Terão sido os Oscars que Tom Hooper ganhou com The King’s Speech (O Discurso do Rei, 2010) que lhe abriram as portas ao épico cantado que agora se estreia nas salas do mundo. A questão está em perceber se Hooper foi a melhor escolha. Não são os senhores dourados que fazem um realizador, são os filmes, e Tom Hooper, tendo o coração no sítio certo, não aguenta tamanha empresa.
Hooper formou-se na televisão e assinou a realização de um conjunto significativo de séries britânicas e John Adams para o HBO. Quanto aos filmes só lhe conhecemos The Damned United (Maldito United, 2007), o oscarizado The King’s Speech e este que agora se estreia, Les Misérables (Os Miseráveis, 2012). Vendo-os em perspectiva notamos uma progressão em termos de dimensão da produção: desde o filme sobre o treinador britânico Brian Clough até ao Jean Valjean de Victor Hugo, muita coisa mudou. Sinto que a cada filme, Hooper foi-se embasbacando com a dimensão do espectáculo que lhe passa diante dos olhos. Se The Damned se fazia quase todo nos mesmos cenários e com uma câmara quase sempre estática, dando espaço aos actores para se mostrarem, neste mais recente esforço a câmara muito raramente pára um instante e os actores parecem intimidados pelas correrias da máquina.

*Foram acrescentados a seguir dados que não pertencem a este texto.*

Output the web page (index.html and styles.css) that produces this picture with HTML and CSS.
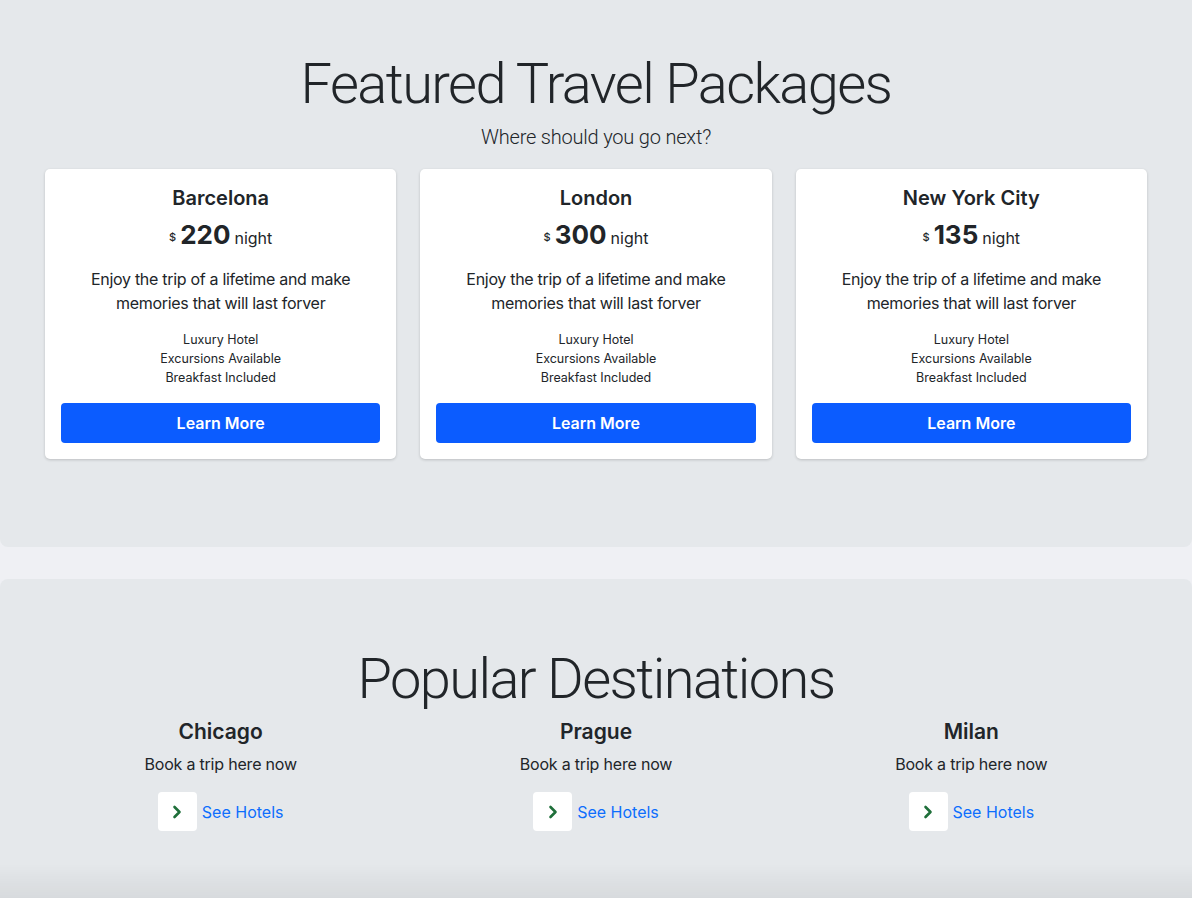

Alguém terá dito que a câmara persegue os actores como um daqueles cãezinhos irritantes que nos saltam aos joelhos e não nos largam por nada – nem mais. Da câmara-canina mal não viria ao mundo, o problema surge porque este é o filme que adapta o homónimo musical (já visto por mais de 60 milhões de pessoas em todo o mundo, em mais de 40 idiomas) ao cinema, com cenários e guarda roupas a condizer. Ou seja, por entre os folhos desta enorme empresa anda uma câmara meio destrambelhada que não sabe muito bem para onde há de apontar. Esse era já o grande problema de The King’s Speech: parece haver uma desadequação, não construtiva, entre o que se filma e a forma como se filma. Note-se, no entanto, que do choque entre o género e o meio não vem por si qualquer problema [veja-se Public Enemies (Inimigos Público, 2009)], a questão é que esse choque produz-se sem qualquer objectivo narrativo ou estético – o uso de enquadramentos invulgares no(s) filme(s) de Hooper não produz qualquer efeito de distendimento do enquadramento ou profundidade de campo, muito pelo contrário. Em Les Misérables ficamos com a sensação de que o próprio filme está maquilhado de forma exagerada; na tentativa de se tornar sedutor, mais parece uma velhinha demasiado pintada que senta ao nosso colo.
Mas tomara que fosse esta a única inabilidade de Hopper. O problema maior vem da forma moralista como se tratam as personagens. Hathaway é a pobrezinha (a arruinada da vida), Crowe é o mauzão inquebrável, Jackman é o convertido e santificado mártir, depois há o revolucionário, o apaixonado a inocentinha e os trafulhas (Sacha Baron Cohen e Helena Bonham Carter, que conseguem concretizar o burlesco que todos os outros temem encarar). Cada actor representa um boneco e cada boneco tem a sua cor: Jackman é invariavelmente enquadrado com um crucifixo – há duas cenas de particular mau gosto simbólico: uma em que se vê obrigado a carregar a bandeira de França como se de uma cruz se tratasse; a segunda quando encontra pela primeira vez o pretendente da filha e, com um olho gigante pintado na parede ao fundo, canta, como se o olho divino o estivesse sempre protegendo (e como o espectador ainda não terá percebido, lá no final vêm-nos dizer que ele era um santo). Por outro lado, Crowe é filmado quase sempre num local de desequilíbrio (no beiral de uma ponte ou de um monumento alto), como que a dar a entender que ele vai cair – olhem que ele vai cair. E podíamos continuar.
Mas durando o filme mais de duas horas e meia, há momentos muito dignos: o já muito referido plano único da performance de Hathaway (lá está, quando a câmara se acalma um pouco), em que a actriz canta (todos os actores cantam em directo no filme) sozinha para a câmara, num estado de entrega total à personagem (“She devours the song, the scene, the movie, and turns her astonishing, cavernous mouth into a vision of the void“). Sinto que Les Misérables sofre de um enorme erro de casting, não dos actores, mas do próprio realizador, que não tem estofo para coser todas as personagens e épocas que o source material exigia.